The next general elections in South Africa are to be held in 2019, and if the ANC carries the day as many expect it should, Dlamini-Zuma could become the nation’s first female president since Parliament elects the president in South Africa.
President Jacob Zuma, who has barely managed to hold on to power in recent months, appears to have thrown the full weight of his office behind Dlamini-Zuma.
He recently told a gathering of party faithfuls that it was time for the ANC to be led by a woman, a clear attempt to undercut his deputy, Cyril Ramaphosa, who is also vying for the same position.
Dlamini-Zuma was married to President Zuma for a 16-year period between 1982-1998, explaining the second part of her surname. Before getting divorced, they had four children.
Since her divorce, Dlamini-Zuma has enjoyed a warm relationship with President Zuma: She reportedly declined an offer to replace him when he was sacked from his post as deputy president of the ANC in 2007. President Zuma, on the other hand, openly canvased support for Dlamini-Zuma when she sought the AU seat.

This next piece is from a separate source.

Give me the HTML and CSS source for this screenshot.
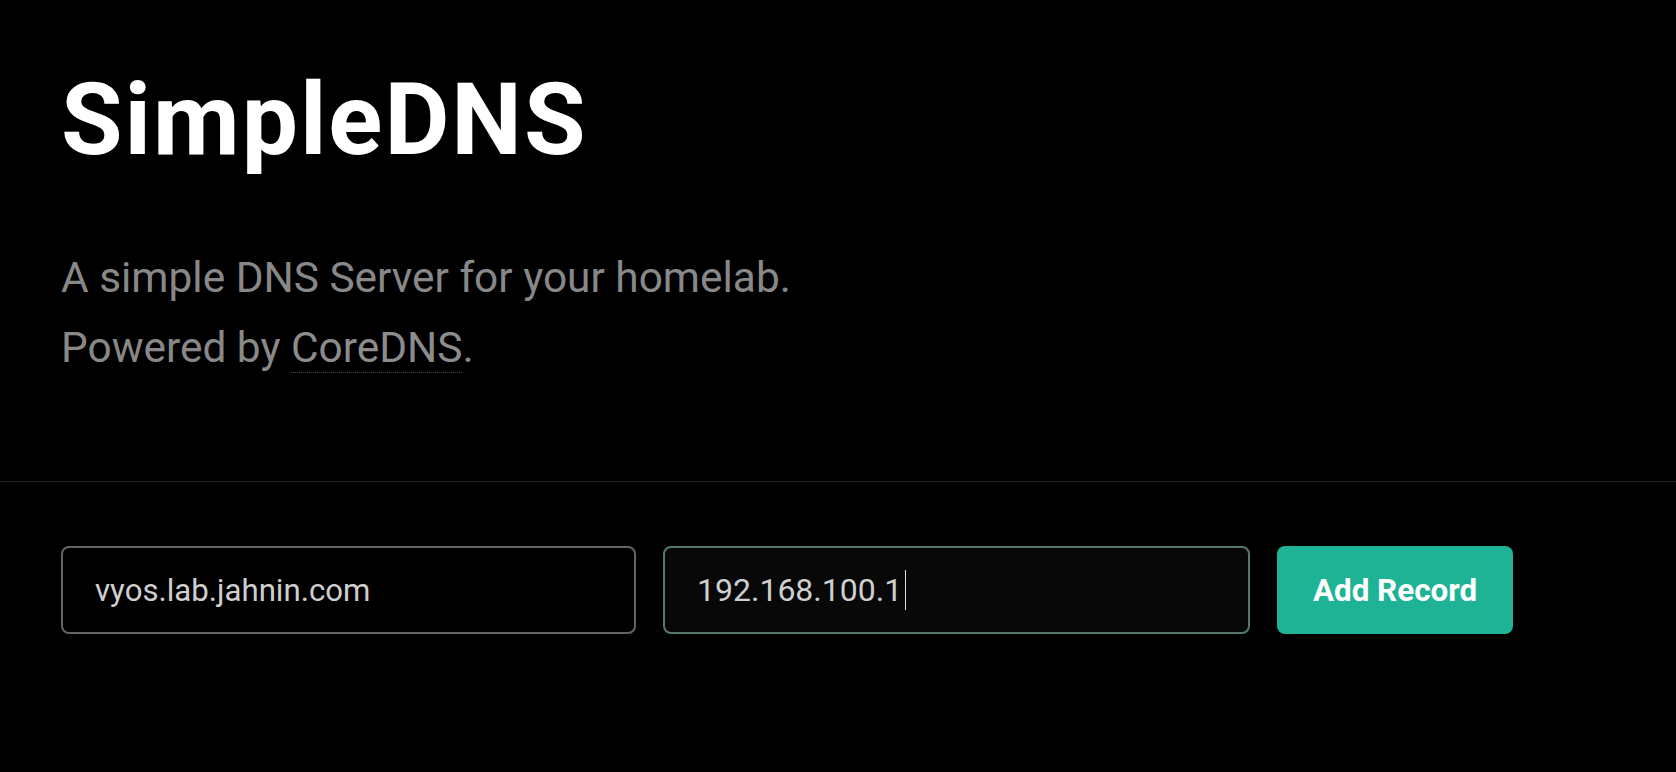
FILE: index.html
```html
<!DOCTYPE html>
<html lang="en">
<head>
<meta charset="utf-8">
<title>SimpleDNS</title>
<link rel="stylesheet" href="styles.css">
</head>
<body>
<header class="hero">
  <h1 class="title">SimpleDNS</h1>
  <p class="tagline">A simple DNS Server for your homelab.<br>Powered by <a class="link" href="#">CoreDNS</a>.</p>
</header>
<main class="content">
  <form class="record-form">
    <input class="field field-name" type="text" value="vyos.lab.jahnin.com">
    <div class="field field-ip field-focus"><span class="field-value">192.168.100.1</span><span class="caret"></span></div>
    <button class="btn" type="button">Add Record</button>
  </form>
</main>
</body>
</html>
```

FILE: styles.css
```css
html, body {
  margin: 0;
  padding: 0;
  background: #000;
}
body {
  font-family: Roboto, "Liberation Sans", sans-serif;
  color: #fff;
}
.hero {
  padding: 70px 61px 98px;
  border-bottom: 1px solid #222;
}
.title {
  margin: 0;
  font-size: 100px;
  line-height: 1;
  font-weight: 700;
  letter-spacing: 2px;
  color: #fff;
}
.tagline {
  margin: 73px 0 0;
  font-size: 42.4px;
  line-height: 70px;
  color: #888;
}
.link {
  color: #8c8c8c;
  text-decoration: none;
  border-bottom: 1px dotted #444;
}
.content {
  padding: 64px 61px;
}
.record-form {
  display: flex;
  gap: 27px;
  align-items: stretch;
}
.field {
  box-sizing: border-box;
  height: 88px;
  margin: 0;
  padding: 0 32px;
  border: 2px solid #646464;
  border-radius: 8px;
  background: #000;
  color: #cfcfcf;
  font-family: Roboto, "Liberation Sans", sans-serif;
  font-size: 31.2px;
  outline: none;
}
.field-name {
  width: 575px;
}
.field-ip {
  width: 587px;
  display: flex;
  align-items: center;
  font-size: 32px;
}
.field-focus {
  border-color: #55786d;
  background: #080808;
}
.caret {
  display: inline-block;
  width: 1px;
  height: 40px;
  margin-left: 3px;
  background: #ddd;
}
.btn {
  box-sizing: border-box;
  width: 236px;
  height: 88px;
  border: 0;
  border-radius: 8px;
  background: #1eb394;
  color: #fff;
  font-family: Roboto, "Liberation Sans", sans-serif;
  font-size: 31.4px;
  font-weight: 700;
  cursor: pointer;
}
```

A Zulu born in Natal, Dlamini-Zuma is the eldest of eight children. She had her secondary education at the Amanzimtoti Training College and studied Zoology and Botany at the University of Zululand.
She was subsequently admitted to study medicine at the University of Natal but had to complete her medical degree at the University of Bristol, U.K., after she went in to exile for political reasons.
During her student days, Dlamini-Zuma was an active underground member of the South African Students Organisation; she was elected as its deputy president in 1976. She also was a part of the Gender Advisory Committee during negotiations for the Convention for a Democratic South Africa in 1992.
After his election as South Africa’s president in 1994, Nelson Mandela appointed her minister of Health.
Dlamini-Zuma holds the distinction of serving in the cabinets of all three of South Africa’s post-Apartheid presidents, serving at various times as minister of Foreign Affairs and Home Affairs.
Her election in 2012 also made her the first woman to chair the African Union Commission or its predecessor, the Organisation of African Unity.
Indeed, she has a well-documented history of smashing the proverbial glass-ceiling, and perhaps there is no other woman more well-positioned at becoming South Africa’s next president.